Fabian Picardo, Gibraltar’s Chief Minister rejected any talk of joint sovereignty on Monday, when he declared that the idea was “as dead as a Dodo”.
He made the statement as a part of his New Year’s message to the people of Gibraltar and went on to say, "If anyone in Spain, in any part of the political spectrum, believes that we will ever compromise on our sovereignty they are wrong. The concept of joint sovereignty or any dilution of our sovereignty is a dead duck,".
"It's as dead as a dodo. If anyone seriously thinks they can advance the concept of joint sovereignty, they are flogging a dead horse. They should not waste breath talking such nonsense. They should not waste ink writing such nonsense. Neither through threats nor inducements will we ever waiver. Brexit changes nothing in this respect."

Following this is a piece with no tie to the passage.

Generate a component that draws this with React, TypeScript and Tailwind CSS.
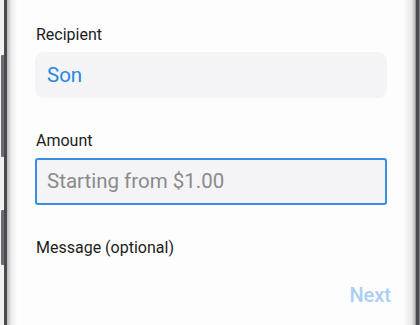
export default function App() {
  return (
    <div className="flex h-[325px] w-[420px] overflow-hidden bg-white font-['Roboto',sans-serif]">
      {/* left bezel */}
      <div className="flex w-[7px] shrink-0">
        <div className="flex w-[1px] flex-col bg-[#f2f2f2]" />
        <div className="flex w-[3px] flex-col">
          <div className="h-[55px] bg-[#f2f2f2]" />
          <div className="h-[102px] rounded-l-[1px] bg-[#6a6c72]" />
          <div className="h-[53px] bg-[#f2f2f2]" />
          <div className="h-[55px] rounded-l-[1px] bg-[#6a6c72]" />
          <div className="flex-1 bg-[#f2f2f2]" />
        </div>
        <div className="w-[3px] bg-[#4a4b51]" />
      </div>

      {/* screen */}
      <div className="flex flex-1 flex-col bg-[linear-gradient(to_right,#b9b9bb,#e9e9e9_4px,#fdfdfd_10px,#fdfdfd_calc(100%-12px),#e6e6e6_calc(100%-3px),#b5b5b7)] px-[28px] pt-[25px]">
        <div className="pl-[1px] text-[16px] leading-[20px] text-[#1c1c1c]">Recipient</div>
        <div className="mt-[7px] flex h-[46px] items-center rounded-[9px] bg-[#f4f4f6] px-[12px]">
          <span className="text-[20.5px] text-[#2b87da]">Son</span>
        </div>

        <div className="mt-[33px] pl-[1px] text-[16px] leading-[20px] text-[#1c1c1c]">Amount</div>
        <div className="mt-[7px] flex h-[47px] items-center rounded-[3px] border-2 border-[#3a8de0] bg-[#f4f4f6] px-[10px]">
          <span className="text-[20.5px] text-[#8a8a8c]">Starting from $1.00</span>
        </div>

        <div className="mt-[33px] pl-[1px] text-[16px] leading-[20px] text-[#1c1c1c]">Message (optional)</div>

        <div className="-mr-[4px] mt-[23px] flex justify-end">
          <span className="text-[20px] font-medium leading-[28px] text-[#a9cff2]">Next</span>
        </div>
      </div>

      {/* right bezel */}
      <div className="flex w-[5px] shrink-0">
        <div className="w-[1px] bg-[#9a9a9e]" />
        <div className="w-[3px] bg-[#4a4b51]" />
        <div className="w-[1px] bg-[#7c7d82]" />
      </div>
    </div>
  );
}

Spanish political parties have used Britain’s imminent departure from the EU as an opportunity to call on Madrid to make a claim to the outcrop, which was ceded to Britain under the Treaty of Utrecht in 1713. Spain has continued to dispute the sovereignty of Gibraltar in recent years, particularly under the regime of Francisco Franco.
A proposal to share sovereignty of the island with Spain was made by the UK government in 2001 with a subsequent referendum being called by the government of Gibraltar in November 2002.
The result of the referendum was an overwhelming rejection of the proposal by a landslide majority, with only just over one percent of the electorate voting in favour of joint sovereignty.